Will you output all of the data below exactly, omitting the images?

Given data
────
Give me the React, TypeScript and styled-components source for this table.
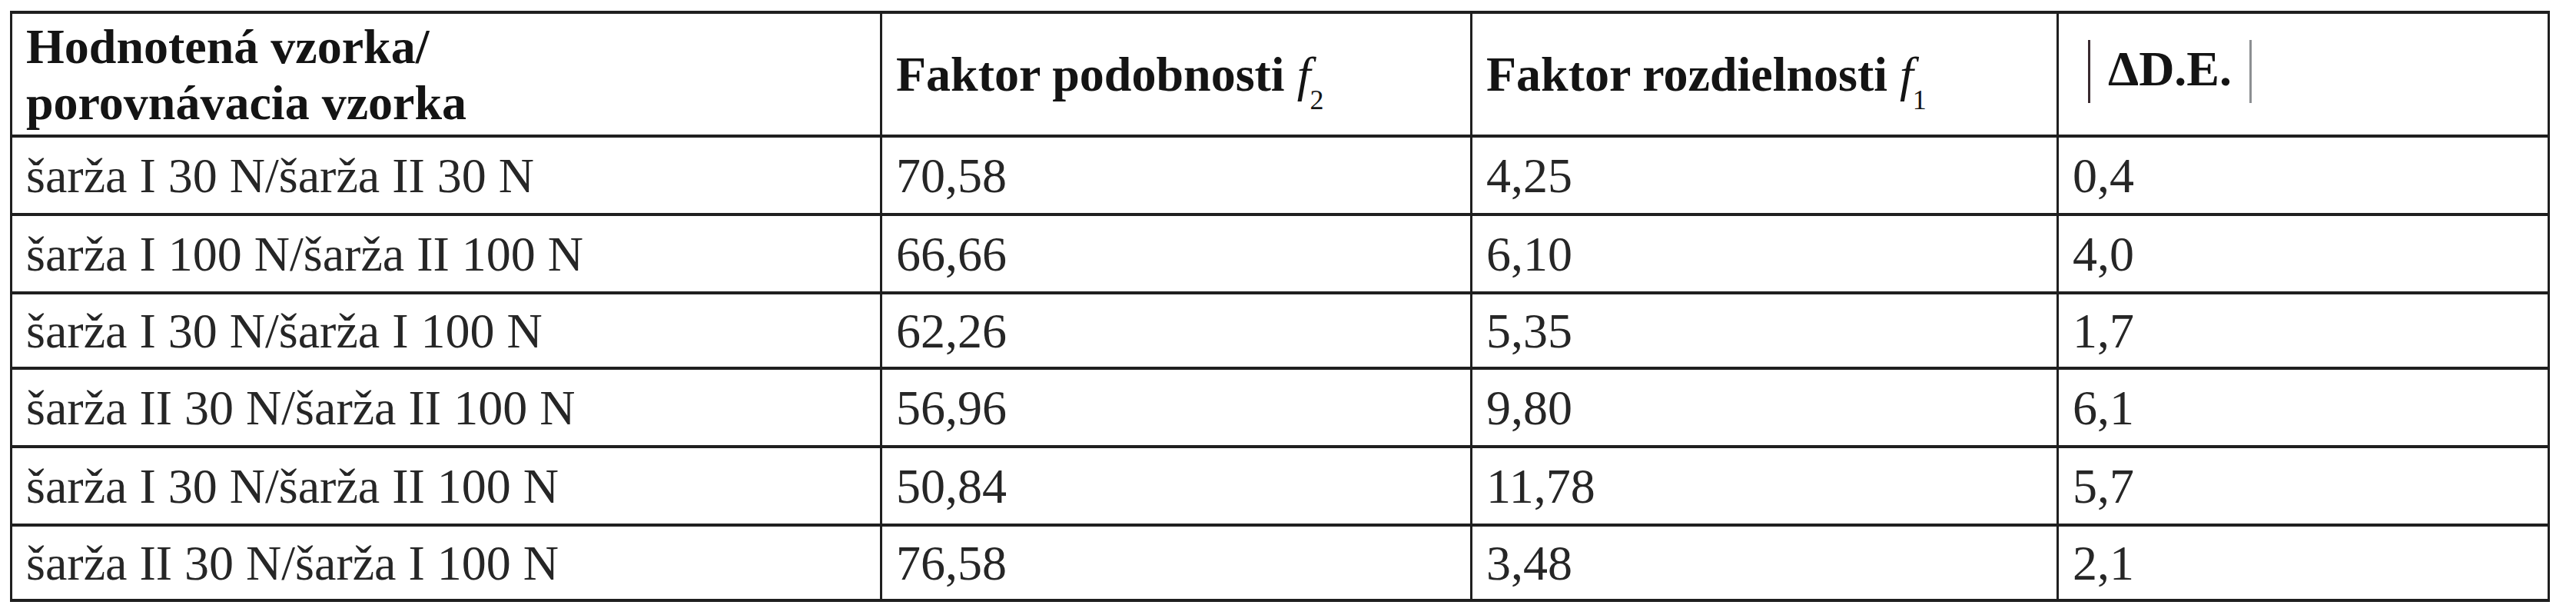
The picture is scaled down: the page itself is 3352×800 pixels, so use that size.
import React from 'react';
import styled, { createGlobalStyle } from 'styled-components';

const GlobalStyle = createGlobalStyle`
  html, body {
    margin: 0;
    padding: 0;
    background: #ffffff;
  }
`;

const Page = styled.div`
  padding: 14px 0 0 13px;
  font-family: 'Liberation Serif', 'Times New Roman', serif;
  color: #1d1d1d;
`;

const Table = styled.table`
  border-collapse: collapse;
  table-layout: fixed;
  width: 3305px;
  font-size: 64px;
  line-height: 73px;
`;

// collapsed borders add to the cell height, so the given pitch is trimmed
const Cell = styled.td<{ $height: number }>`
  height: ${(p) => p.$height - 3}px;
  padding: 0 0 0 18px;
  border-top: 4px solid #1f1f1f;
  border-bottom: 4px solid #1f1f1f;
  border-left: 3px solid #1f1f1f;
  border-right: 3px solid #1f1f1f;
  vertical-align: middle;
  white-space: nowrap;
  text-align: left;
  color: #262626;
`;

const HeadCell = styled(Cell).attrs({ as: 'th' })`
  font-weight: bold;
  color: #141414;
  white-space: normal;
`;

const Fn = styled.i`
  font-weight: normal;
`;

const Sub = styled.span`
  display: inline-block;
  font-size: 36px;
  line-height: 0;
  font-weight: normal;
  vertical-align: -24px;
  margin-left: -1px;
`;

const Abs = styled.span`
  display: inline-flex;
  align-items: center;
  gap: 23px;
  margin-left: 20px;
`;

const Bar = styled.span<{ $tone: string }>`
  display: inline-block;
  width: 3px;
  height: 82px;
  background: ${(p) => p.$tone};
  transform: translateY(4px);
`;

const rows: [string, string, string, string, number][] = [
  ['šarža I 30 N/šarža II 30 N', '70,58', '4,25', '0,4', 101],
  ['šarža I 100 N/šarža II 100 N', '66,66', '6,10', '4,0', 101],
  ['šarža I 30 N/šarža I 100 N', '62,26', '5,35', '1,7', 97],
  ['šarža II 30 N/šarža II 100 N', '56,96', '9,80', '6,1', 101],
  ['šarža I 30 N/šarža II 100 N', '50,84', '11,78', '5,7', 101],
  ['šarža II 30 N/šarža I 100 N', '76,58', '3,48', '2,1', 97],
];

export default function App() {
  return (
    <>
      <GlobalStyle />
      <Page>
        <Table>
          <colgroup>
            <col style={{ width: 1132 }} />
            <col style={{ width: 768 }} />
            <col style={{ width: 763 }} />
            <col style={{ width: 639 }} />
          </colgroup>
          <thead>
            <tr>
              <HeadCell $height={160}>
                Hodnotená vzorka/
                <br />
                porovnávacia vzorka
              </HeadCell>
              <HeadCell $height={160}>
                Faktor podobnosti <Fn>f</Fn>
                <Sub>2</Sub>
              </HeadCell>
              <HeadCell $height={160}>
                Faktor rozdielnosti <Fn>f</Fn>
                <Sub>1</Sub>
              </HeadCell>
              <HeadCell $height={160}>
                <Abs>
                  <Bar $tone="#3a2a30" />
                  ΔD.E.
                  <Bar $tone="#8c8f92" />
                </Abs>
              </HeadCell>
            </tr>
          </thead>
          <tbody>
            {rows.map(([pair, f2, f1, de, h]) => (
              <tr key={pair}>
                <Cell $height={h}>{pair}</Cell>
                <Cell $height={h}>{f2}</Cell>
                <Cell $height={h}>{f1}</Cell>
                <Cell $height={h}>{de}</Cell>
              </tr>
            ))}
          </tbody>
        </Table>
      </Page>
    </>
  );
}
────
Finished exercise
Give me the React, TypeScript and styled-components source for this table.
The picture is scaled down: the page itself is 3352×800 pixels, so use that size.
import React from 'react';
import styled, { createGlobalStyle } from 'styled-components';

const GlobalStyle = createGlobalStyle`
  html, body {
    margin: 0;
    padding: 0;
    background: #ffffff;
  }
`;

const Page = styled.div`
  padding: 14px 0 0 13px;
  font-family: 'Liberation Serif', 'Times New Roman', serif;
  color: #1d1d1d;
`;

const Table = styled.table`
  border-collapse: collapse;
  table-layout: fixed;
  width: 3305px;
  font-size: 64px;
  line-height: 73px;
`;

// collapsed borders add to the cell height, so the given pitch is trimmed
const Cell = styled.td<{ $height: number }>`
  height: ${(p) => p.$height - 3}px;
  padding: 0 0 0 18px;
  border-top: 4px solid #1f1f1f;
  border-bottom: 4px solid #1f1f1f;
  border-left: 3px solid #1f1f1f;
  border-right: 3px solid #1f1f1f;
  vertical-align: middle;
  white-space: nowrap;
  text-align: left;
  color: #262626;
`;

const HeadCell = styled(Cell).attrs({ as: 'th' })`
  font-weight: bold;
  color: #141414;
  white-space: normal;
`;

const Fn = styled.i`
  font-weight: normal;
`;

const Sub = styled.span`
  display: inline-block;
  font-size: 36px;
  line-height: 0;
  font-weight: normal;
  vertical-align: -24px;
  margin-left: -1px;
`;

const Abs = styled.span`
  display: inline-flex;
  align-items: center;
  gap: 23px;
  margin-left: 20px;
`;

const Bar = styled.span<{ $tone: string }>`
  display: inline-block;
  width: 3px;
  height: 82px;
  background: ${(p) => p.$tone};
  transform: translateY(4px);
`;

const rows: [string, string, string, string, number][] = [
  ['šarža I 30 N/šarža II 30 N', '70,58', '4,25', '0,4', 101],
  ['šarža I 100 N/šarža II 100 N', '66,66', '6,10', '4,0', 101],
  ['šarža I 30 N/šarža I 100 N', '62,26', '5,35', '1,7', 97],
  ['šarža II 30 N/šarža II 100 N', '56,96', '9,80', '6,1', 101],
  ['šarža I 30 N/šarža II 100 N', '50,84', '11,78', '5,7', 101],
  ['šarža II 30 N/šarža I 100 N', '76,58', '3,48', '2,1', 97],
];

export default function App() {
  return (
    <>
      <GlobalStyle />
      <Page>
        <Table>
          <colgroup>
            <col style={{ width: 1132 }} />
            <col style={{ width: 768 }} />
            <col style={{ width: 763 }} />
            <col style={{ width: 639 }} />
          </colgroup>
          <thead>
            <tr>
              <HeadCell $height={160}>
                Hodnotená vzorka/
                <br />
                porovnávacia vzorka
              </HeadCell>
              <HeadCell $height={160}>
                Faktor podobnosti <Fn>f</Fn>
                <Sub>2</Sub>
              </HeadCell>
              <HeadCell $height={160}>
                Faktor rozdielnosti <Fn>f</Fn>
                <Sub>1</Sub>
              </HeadCell>
              <HeadCell $height={160}>
                <Abs>
                  <Bar $tone="#3a2a30" />
                  ΔD.E.
                  <Bar $tone="#8c8f92" />
                </Abs>
              </HeadCell>
            </tr>
          </thead>
          <tbody>
            {rows.map(([pair, f2, f1, de, h]) => (
              <tr key={pair}>
                <Cell $height={h}>{pair}</Cell>
                <Cell $height={h}>{f2}</Cell>
                <Cell $height={h}>{f1}</Cell>
                <Cell $height={h}>{de}</Cell>
              </tr>
            ))}
          </tbody>
        </Table>
      </Page>
    </>
  );
}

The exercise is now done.